- **Stated task**: Go over the entries below line by line, copying each one that contains the word "this".

- **Entries**:
* * * *

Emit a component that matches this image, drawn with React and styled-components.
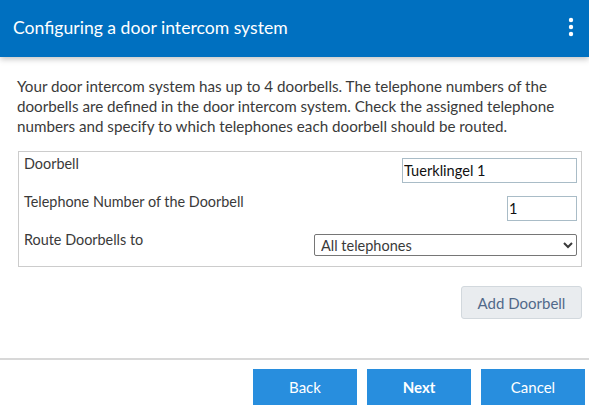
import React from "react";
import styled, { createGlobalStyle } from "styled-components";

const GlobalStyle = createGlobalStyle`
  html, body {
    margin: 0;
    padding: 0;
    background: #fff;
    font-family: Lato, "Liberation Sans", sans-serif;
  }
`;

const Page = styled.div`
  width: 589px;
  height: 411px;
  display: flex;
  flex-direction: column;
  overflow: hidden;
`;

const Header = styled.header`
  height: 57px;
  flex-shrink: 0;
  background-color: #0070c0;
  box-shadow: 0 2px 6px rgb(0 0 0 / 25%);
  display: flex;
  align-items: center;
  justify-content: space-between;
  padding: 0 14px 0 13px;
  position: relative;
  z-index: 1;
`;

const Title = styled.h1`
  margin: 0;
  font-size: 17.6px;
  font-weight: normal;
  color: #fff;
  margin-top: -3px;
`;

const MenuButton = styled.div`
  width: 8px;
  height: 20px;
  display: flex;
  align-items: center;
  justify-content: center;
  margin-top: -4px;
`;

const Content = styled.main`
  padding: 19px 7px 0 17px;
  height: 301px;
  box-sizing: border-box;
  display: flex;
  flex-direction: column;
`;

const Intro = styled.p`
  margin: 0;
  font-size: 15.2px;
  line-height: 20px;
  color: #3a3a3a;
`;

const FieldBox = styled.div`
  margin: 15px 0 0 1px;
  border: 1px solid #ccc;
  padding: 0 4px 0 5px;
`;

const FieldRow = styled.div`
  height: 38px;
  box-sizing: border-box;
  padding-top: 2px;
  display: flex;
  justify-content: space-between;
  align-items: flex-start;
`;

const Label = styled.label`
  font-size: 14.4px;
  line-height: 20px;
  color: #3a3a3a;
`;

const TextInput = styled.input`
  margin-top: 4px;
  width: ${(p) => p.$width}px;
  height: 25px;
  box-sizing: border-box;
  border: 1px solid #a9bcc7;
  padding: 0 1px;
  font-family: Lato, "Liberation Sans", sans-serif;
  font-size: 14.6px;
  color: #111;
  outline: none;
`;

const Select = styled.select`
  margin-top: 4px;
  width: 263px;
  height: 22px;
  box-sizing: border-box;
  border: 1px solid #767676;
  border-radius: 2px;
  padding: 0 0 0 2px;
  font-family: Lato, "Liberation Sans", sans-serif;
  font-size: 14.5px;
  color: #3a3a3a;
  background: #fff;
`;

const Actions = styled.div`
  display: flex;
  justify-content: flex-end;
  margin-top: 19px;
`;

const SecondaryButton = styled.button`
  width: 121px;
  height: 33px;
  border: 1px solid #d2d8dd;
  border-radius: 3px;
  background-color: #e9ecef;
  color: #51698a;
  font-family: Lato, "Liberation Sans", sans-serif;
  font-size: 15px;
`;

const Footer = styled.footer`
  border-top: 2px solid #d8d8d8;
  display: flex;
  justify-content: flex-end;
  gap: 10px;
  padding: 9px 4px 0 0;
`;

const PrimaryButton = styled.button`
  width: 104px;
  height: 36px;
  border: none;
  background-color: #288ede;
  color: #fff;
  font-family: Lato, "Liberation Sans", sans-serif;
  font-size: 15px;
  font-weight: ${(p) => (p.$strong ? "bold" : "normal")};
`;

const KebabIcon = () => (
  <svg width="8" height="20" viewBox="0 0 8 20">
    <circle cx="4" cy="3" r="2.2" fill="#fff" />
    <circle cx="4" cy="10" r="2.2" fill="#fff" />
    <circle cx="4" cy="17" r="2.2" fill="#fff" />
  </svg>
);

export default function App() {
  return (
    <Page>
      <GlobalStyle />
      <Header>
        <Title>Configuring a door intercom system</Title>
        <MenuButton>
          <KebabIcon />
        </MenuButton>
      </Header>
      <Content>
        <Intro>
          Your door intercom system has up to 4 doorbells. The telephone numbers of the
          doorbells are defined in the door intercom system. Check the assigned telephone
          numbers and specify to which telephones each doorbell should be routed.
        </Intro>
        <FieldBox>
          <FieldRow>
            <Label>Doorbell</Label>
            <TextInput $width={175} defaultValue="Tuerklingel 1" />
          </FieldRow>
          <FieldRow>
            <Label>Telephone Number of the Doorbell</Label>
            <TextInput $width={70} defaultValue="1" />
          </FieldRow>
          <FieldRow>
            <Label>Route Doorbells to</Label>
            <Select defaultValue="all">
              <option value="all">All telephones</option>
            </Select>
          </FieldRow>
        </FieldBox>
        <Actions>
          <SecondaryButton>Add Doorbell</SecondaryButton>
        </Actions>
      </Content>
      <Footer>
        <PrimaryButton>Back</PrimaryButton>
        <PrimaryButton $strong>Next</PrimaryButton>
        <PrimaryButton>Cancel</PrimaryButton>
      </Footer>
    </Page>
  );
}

* * * *

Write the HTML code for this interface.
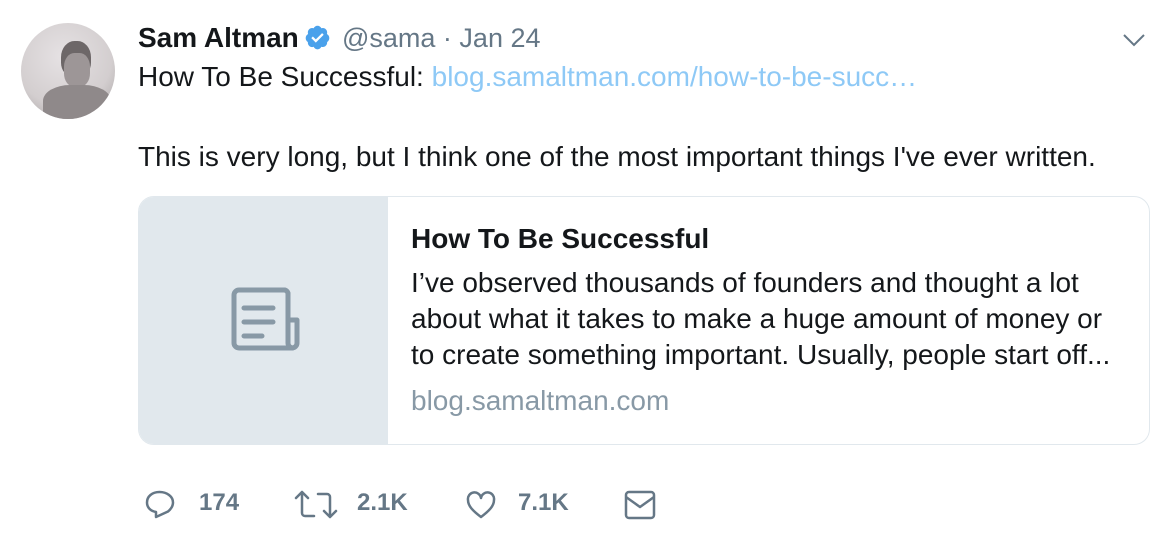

* * * *

- **Solution**:
Emit a component that matches this image, drawn with React and styled-components.
Write the HTML code for this interface.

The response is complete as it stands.